I mean I see the benefit of parallel computation but you essentially pipe the full dataset over the network. If you can ascertain data correctness using a set of test queries on both clusters ( perhaps as part of that using something like an Aggregated MD5 hash if you want to be really safe ) you save yourself from having to do that.

I think all of the approaches have advantages:

a) Copying everything over to one cluster and comparing them locally:

This assumes that the copy process is safe but you can use the full power of hadoop to join and compare the data sets locally after.

b) Your approach of pointing one cluster to two hdfs

The computation happens in parallel and if you have a fast network connection between the nodes it might be a good approach.

c) My approach of running a set of test queries on both Hiveservers ( mix of simple aggregations, some representative business queries and perhaps a hash function and comparing the small results client side.

You can do the computations on both clusters locally without transmitting much out of the cluster network and you also test equivalence of Hive on both systems ( We had a question just today of hive giving wrong results because of statistics differences ). However you cannot do a full comparison of the data sets.

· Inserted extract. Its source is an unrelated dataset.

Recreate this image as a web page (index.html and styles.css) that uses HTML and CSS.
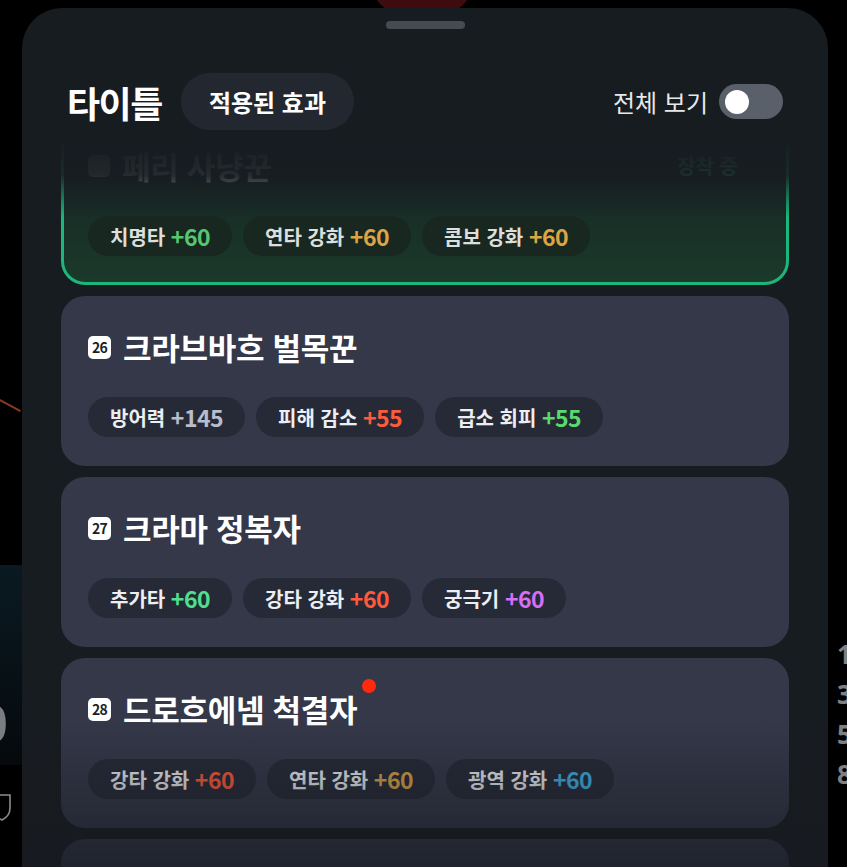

Choose your poison I suppose. I still think my approach makes most sense if you essentially want to compare two Hive warehouse instances that should be identical and it requires minimal changes to the cluster setup. However you obviously cannot do more in-depth record level comparisons. If you have big datasets and you absolutely have to compare every single record you need to go with a or b.

avatar
Guru

Good summary. My original comment was not against computations on both clusters locally, but against exporting data locally to csv and doing a diff. That is something that I try to avoid unless that data is very small.

avatar
Master Guru

totally agreed, pulling out a big table into the client and doing the diff there will not scale.